On Oct 12, 2005, at 9:49 AM, Adriaan van Os wrote:


Mark Mitchell wrote:

As previously announced, here:

http://gcc.gnu.org/ml/gcc/2005-10/msg00093.html

the mainline is now subject to the usual release-branch rules: only
fixes for regressions.

The development rules at <http://gcc.gnu.org/develop.html#stage3> use the word "bug", not the word "regression". Should I conclude that the rules have silently been changed or is this simply a sympton of a complete lack of interest in bugs that are not "regressions" ?

No, we are running late for stage3 and the release manager wants the release
to go out. This is not new to GCC development. Every once in a while
regression only periods can happen to stabilize the tree.
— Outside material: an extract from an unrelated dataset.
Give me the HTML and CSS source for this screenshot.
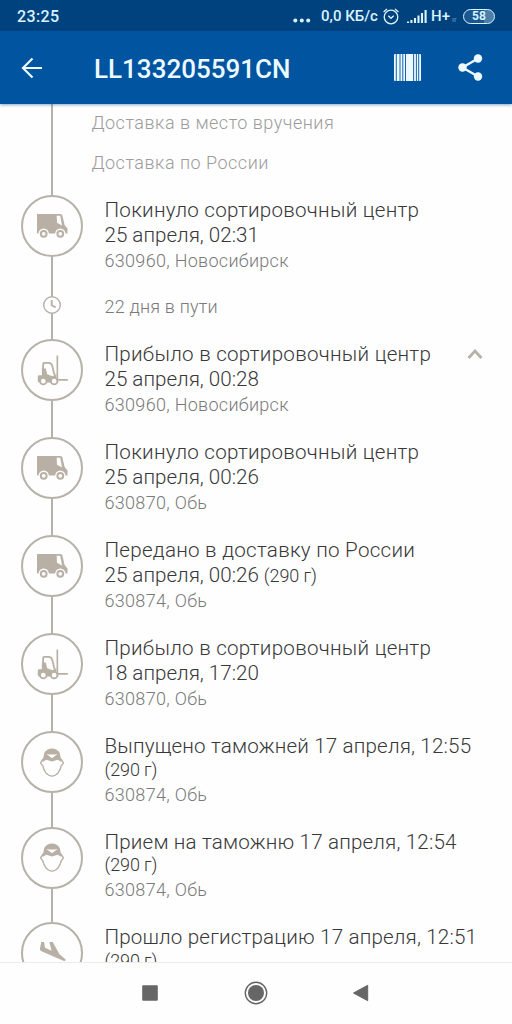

There is __NO__ silently change in the rules for stage3. The release manager
can decide that we need to stabilize the tree at any time and change what
kind of mode GCC mainline/branch is at.


And if you read the other part of the linked email, you would see that
patches which fix bugs could be approved but not applied until the RM
says we are opening it up for that.  And the mainline would open up
for a short time for those patches to be applied and then the mainline
would branch.  I don't see why you think this is changing the rules
at all.


So, we have come to the point that not only old (and very old) bugs are retargeted (if they were ever targeted at all), but also the new "regression" bugs ? Sic transit gloria mundi ! Interestingly, one could argue that a retargeted (and thus unfixed) regression bug is no longer a regression bug, because it no longer "previously worked" ....

Regressions which are not bugs in the primary/secondary targets and primary languages
can never block a release, getting them fixed is nice but not a must.